WHAT YOU SHOULD DO>
Images are not part of the copy; write out the rest of the data exactly as given.

+-------+

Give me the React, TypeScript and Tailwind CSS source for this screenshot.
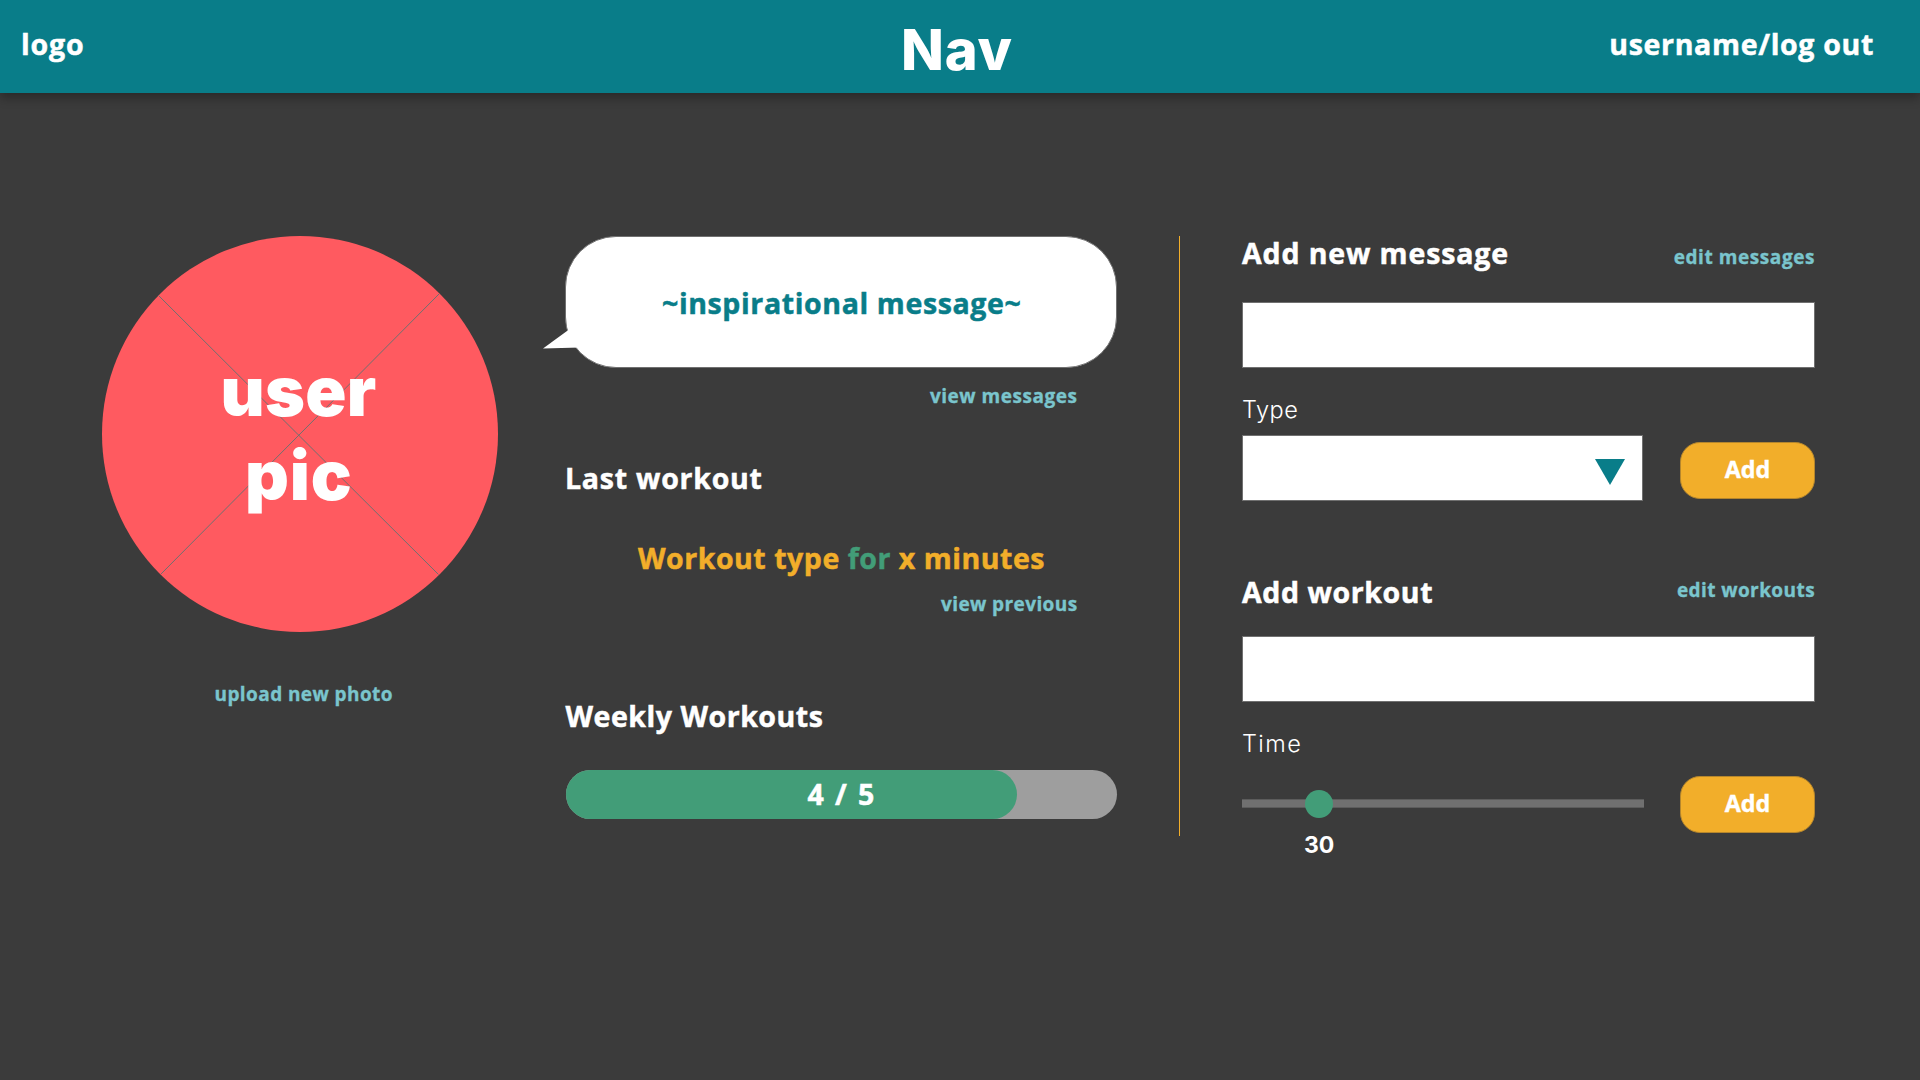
import React from "react";

function Heading({ children, className = "" }: { children: React.ReactNode; className?: string }) {
  return (
    <h2 className={`text-[28.5px] leading-[40px] font-bold whitespace-nowrap [-webkit-text-stroke:0.5px_currentColor] ${className}`}>
      {children}
    </h2>
  );
}

function TextLink({ children, className = "" }: { children: React.ReactNode; className?: string }) {
  return (
    <a
      href="#"
      className={`text-[19px] leading-[28px] font-bold whitespace-nowrap text-[#7AC5CD] [-webkit-text-stroke:0.35px_currentColor] ${className}`}
    >
      {children}
    </a>
  );
}

function AddButton({ className = "" }: { className?: string }) {
  return (
    <button
      type="button"
      className={`h-[57px] w-[135px] shrink-0 rounded-[20px] border border-[#b5862d] bg-[#F2AE2A] pb-[3px] text-[23.3px] leading-[32px] font-bold text-white [-webkit-text-stroke:0.4px_currentColor] ${className}`}
    >
      Add
    </button>
  );
}

function Header() {
  return (
    <header className="grid h-[93px] grid-cols-[900px_1fr_auto] items-start bg-[#097D89] pr-[46px] shadow-[0_5px_10px_rgba(0,0,0,0.3)]">
      <Heading className="mt-[24px] ml-[21px] tracking-[0.83px]">logo</Heading>
      <h1 className="mt-[20px] ml-px font-['Inter',sans-serif] text-[56px] leading-[60px] font-extrabold tracking-[0.8px]">Nav</h1>
      <Heading className="mt-[24px] tracking-[0.68px]">username/log out</Heading>
    </header>
  );
}

function Profile() {
  return (
    <section className="flex w-[396px] shrink-0 flex-col">
      <div className="relative size-[396px] rounded-full bg-[#FF5A60]">
        <svg className="absolute inset-0 size-full" viewBox="0 0 396 396" stroke="#707070" strokeWidth="1">
          <path d="M56.5 59.5 336.5 338.5M337 58 59 338" />
        </svg>
        <div className="relative flex flex-col pt-[113px] font-['Inter',sans-serif] text-[68px] leading-[84px] font-black">
          <span className="pl-[118.5px] tracking-[0.3px]">user</span>
          <span className="pl-[143px] tracking-[0.9px]">pic</span>
        </div>
      </div>
      <TextLink className="mt-[48px] ml-[112.5px] tracking-[0.42px]">upload new photo</TextLink>
    </section>
  );
}

function Overview() {
  return (
    <section className="ml-[67px] flex w-[552px] shrink-0 flex-col">
      <div className="relative h-[132px] rounded-[51px] border border-[#707070] bg-white">
        <svg className="absolute top-[92px] -left-[24px] h-[22px] w-[38px]" viewBox="0 0 38 22" fill="#fff">
          <path d="M1 19.5 26 1.2 38 3V18.6Z" />
        </svg>
        <Heading className="mt-[46px] ml-[96px] tracking-[0.62px] text-[#097D89]">~inspirational message~</Heading>
      </div>
      <TextLink className="mt-[14px] mr-[39.5px] self-end tracking-[0.53px]">view messages</TextLink>
      <Heading className="mt-[48px] tracking-[0.75px]">Last workout</Heading>
      <Heading className="mt-[40px] ml-[73px] tracking-[0.53px] text-[#F2AE2A]">
        Workout type <span className="text-[#429D78]">for</span> x minutes
      </Heading>
      <TextLink className="mt-[12px] mr-[39.5px] self-end tracking-[0.4px]">view previous</TextLink>
      <Heading className="mt-[78px] ml-[0.5px] tracking-[0.53px]">Weekly Workouts</Heading>
      <div className="relative mt-[34px] ml-px h-[49px] rounded-full bg-[#9E9E9E]">
        <div className="h-full w-[451px] rounded-full bg-[#429D78]" />
        <Heading className="absolute top-[4px] left-[241.5px] tracking-[1.9px]">4 / 5</Heading>
      </div>
    </section>
  );
}

function Forms() {
  return (
    <section className="ml-[62px] flex w-[573px] shrink-0 flex-col">
      <div className="-mt-[3px] flex items-baseline justify-between">
        <Heading className="tracking-[0.88px]">Add new message</Heading>
        <TextLink className="tracking-[0.57px]">edit messages</TextLink>
      </div>
      <div className="mt-[29px] h-[66px] border border-[#707070] bg-white" />
      <span className="mt-[26px] font-['Inter',sans-serif] text-[23.5px] leading-[32px] font-[330] tracking-[0.5px]">Type</span>
      <div className="mt-[9px] flex justify-between">
        <div className="flex h-[66px] w-[401px] justify-end border border-[#707070] bg-white pt-[23px] pr-[17px]">
          <svg className="h-[26px] w-[30px]" viewBox="0 0 30 26" fill="#097D89">
            <path d="M0 0H30L15 26Z" />
          </svg>
        </div>
        <AddButton className="mt-[7px]" />
      </div>

      <div className="mt-[71px] flex items-start justify-between">
        <Heading className="tracking-[0.6px]">Add workout</Heading>
        <TextLink className="mt-[4px] tracking-[0.42px]">edit workouts</TextLink>
      </div>
      <div className="mt-[24px] h-[66px] border border-[#707070] bg-white" />
      <span className="mt-[26px] font-['Inter',sans-serif] text-[23.5px] leading-[32px] font-[330] tracking-[1.4px]">Time</span>
      <div className="mt-[16px] flex justify-between">
        <div className="relative mt-[23px] h-[9px] w-[402px] border-y border-[#5c5c5c] bg-[#707070]">
          <div className="absolute -top-[10px] left-[63px] size-[28px] rounded-full bg-[#429D78]" />
          <span className="absolute top-[29px] left-[62px] font-['Inter',sans-serif] text-[23px] leading-[32px] font-bold">30</span>
        </div>
        <AddButton />
      </div>
    </section>
  );
}

export default function App() {
  return (
    <div className="h-[1080px] w-[1920px] overflow-hidden bg-[#3B3B3B] font-['Open_Sans',sans-serif] text-white">
      <Header />
      <main className="flex pt-[143px] pl-[102px]">
        <Profile />
        <Overview />
        <div className="ml-[62px] h-[600px] w-px shrink-0 bg-[#F2AE2A]" />
        <Forms />
      </main>
    </div>
  );
}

+-------+

THE SOLUTION>
Give me the React, TypeScript and Tailwind CSS source for this screenshot.
import React from "react";

function Heading({ children, className = "" }: { children: React.ReactNode; className?: string }) {
  return (
    <h2 className={`text-[28.5px] leading-[40px] font-bold whitespace-nowrap [-webkit-text-stroke:0.5px_currentColor] ${className}`}>
      {children}
    </h2>
  );
}

function TextLink({ children, className = "" }: { children: React.ReactNode; className?: string }) {
  return (
    <a
      href="#"
      className={`text-[19px] leading-[28px] font-bold whitespace-nowrap text-[#7AC5CD] [-webkit-text-stroke:0.35px_currentColor] ${className}`}
    >
      {children}
    </a>
  );
}

function AddButton({ className = "" }: { className?: string }) {
  return (
    <button
      type="button"
      className={`h-[57px] w-[135px] shrink-0 rounded-[20px] border border-[#b5862d] bg-[#F2AE2A] pb-[3px] text-[23.3px] leading-[32px] font-bold text-white [-webkit-text-stroke:0.4px_currentColor] ${className}`}
    >
      Add
    </button>
  );
}

function Header() {
  return (
    <header className="grid h-[93px] grid-cols-[900px_1fr_auto] items-start bg-[#097D89] pr-[46px] shadow-[0_5px_10px_rgba(0,0,0,0.3)]">
      <Heading className="mt-[24px] ml-[21px] tracking-[0.83px]">logo</Heading>
      <h1 className="mt-[20px] ml-px font-['Inter',sans-serif] text-[56px] leading-[60px] font-extrabold tracking-[0.8px]">Nav</h1>
      <Heading className="mt-[24px] tracking-[0.68px]">username/log out</Heading>
    </header>
  );
}

function Profile() {
  return (
    <section className="flex w-[396px] shrink-0 flex-col">
      <div className="relative size-[396px] rounded-full bg-[#FF5A60]">
        <svg className="absolute inset-0 size-full" viewBox="0 0 396 396" stroke="#707070" strokeWidth="1">
          <path d="M56.5 59.5 336.5 338.5M337 58 59 338" />
        </svg>
        <div className="relative flex flex-col pt-[113px] font-['Inter',sans-serif] text-[68px] leading-[84px] font-black">
          <span className="pl-[118.5px] tracking-[0.3px]">user</span>
          <span className="pl-[143px] tracking-[0.9px]">pic</span>
        </div>
      </div>
      <TextLink className="mt-[48px] ml-[112.5px] tracking-[0.42px]">upload new photo</TextLink>
    </section>
  );
}

function Overview() {
  return (
    <section className="ml-[67px] flex w-[552px] shrink-0 flex-col">
      <div className="relative h-[132px] rounded-[51px] border border-[#707070] bg-white">
        <svg className="absolute top-[92px] -left-[24px] h-[22px] w-[38px]" viewBox="0 0 38 22" fill="#fff">
          <path d="M1 19.5 26 1.2 38 3V18.6Z" />
        </svg>
        <Heading className="mt-[46px] ml-[96px] tracking-[0.62px] text-[#097D89]">~inspirational message~</Heading>
      </div>
      <TextLink className="mt-[14px] mr-[39.5px] self-end tracking-[0.53px]">view messages</TextLink>
      <Heading className="mt-[48px] tracking-[0.75px]">Last workout</Heading>
      <Heading className="mt-[40px] ml-[73px] tracking-[0.53px] text-[#F2AE2A]">
        Workout type <span className="text-[#429D78]">for</span> x minutes
      </Heading>
      <TextLink className="mt-[12px] mr-[39.5px] self-end tracking-[0.4px]">view previous</TextLink>
      <Heading className="mt-[78px] ml-[0.5px] tracking-[0.53px]">Weekly Workouts</Heading>
      <div className="relative mt-[34px] ml-px h-[49px] rounded-full bg-[#9E9E9E]">
        <div className="h-full w-[451px] rounded-full bg-[#429D78]" />
        <Heading className="absolute top-[4px] left-[241.5px] tracking-[1.9px]">4 / 5</Heading>
      </div>
    </section>
  );
}

function Forms() {
  return (
    <section className="ml-[62px] flex w-[573px] shrink-0 flex-col">
      <div className="-mt-[3px] flex items-baseline justify-between">
        <Heading className="tracking-[0.88px]">Add new message</Heading>
        <TextLink className="tracking-[0.57px]">edit messages</TextLink>
      </div>
      <div className="mt-[29px] h-[66px] border border-[#707070] bg-white" />
      <span className="mt-[26px] font-['Inter',sans-serif] text-[23.5px] leading-[32px] font-[330] tracking-[0.5px]">Type</span>
      <div className="mt-[9px] flex justify-between">
        <div className="flex h-[66px] w-[401px] justify-end border border-[#707070] bg-white pt-[23px] pr-[17px]">
          <svg className="h-[26px] w-[30px]" viewBox="0 0 30 26" fill="#097D89">
            <path d="M0 0H30L15 26Z" />
          </svg>
        </div>
        <AddButton className="mt-[7px]" />
      </div>

      <div className="mt-[71px] flex items-start justify-between">
        <Heading className="tracking-[0.6px]">Add workout</Heading>
        <TextLink className="mt-[4px] tracking-[0.42px]">edit workouts</TextLink>
      </div>
      <div className="mt-[24px] h-[66px] border border-[#707070] bg-white" />
      <span className="mt-[26px] font-['Inter',sans-serif] text-[23.5px] leading-[32px] font-[330] tracking-[1.4px]">Time</span>
      <div className="mt-[16px] flex justify-between">
        <div className="relative mt-[23px] h-[9px] w-[402px] border-y border-[#5c5c5c] bg-[#707070]">
          <div className="absolute -top-[10px] left-[63px] size-[28px] rounded-full bg-[#429D78]" />
          <span className="absolute top-[29px] left-[62px] font-['Inter',sans-serif] text-[23px] leading-[32px] font-bold">30</span>
        </div>
        <AddButton />
      </div>
    </section>
  );
}

export default function App() {
  return (
    <div className="h-[1080px] w-[1920px] overflow-hidden bg-[#3B3B3B] font-['Open_Sans',sans-serif] text-white">
      <Header />
      <main className="flex pt-[143px] pl-[102px]">
        <Profile />
        <Overview />
        <div className="ml-[62px] h-[600px] w-px shrink-0 bg-[#F2AE2A]" />
        <Forms />
      </main>
    </div>
  );
}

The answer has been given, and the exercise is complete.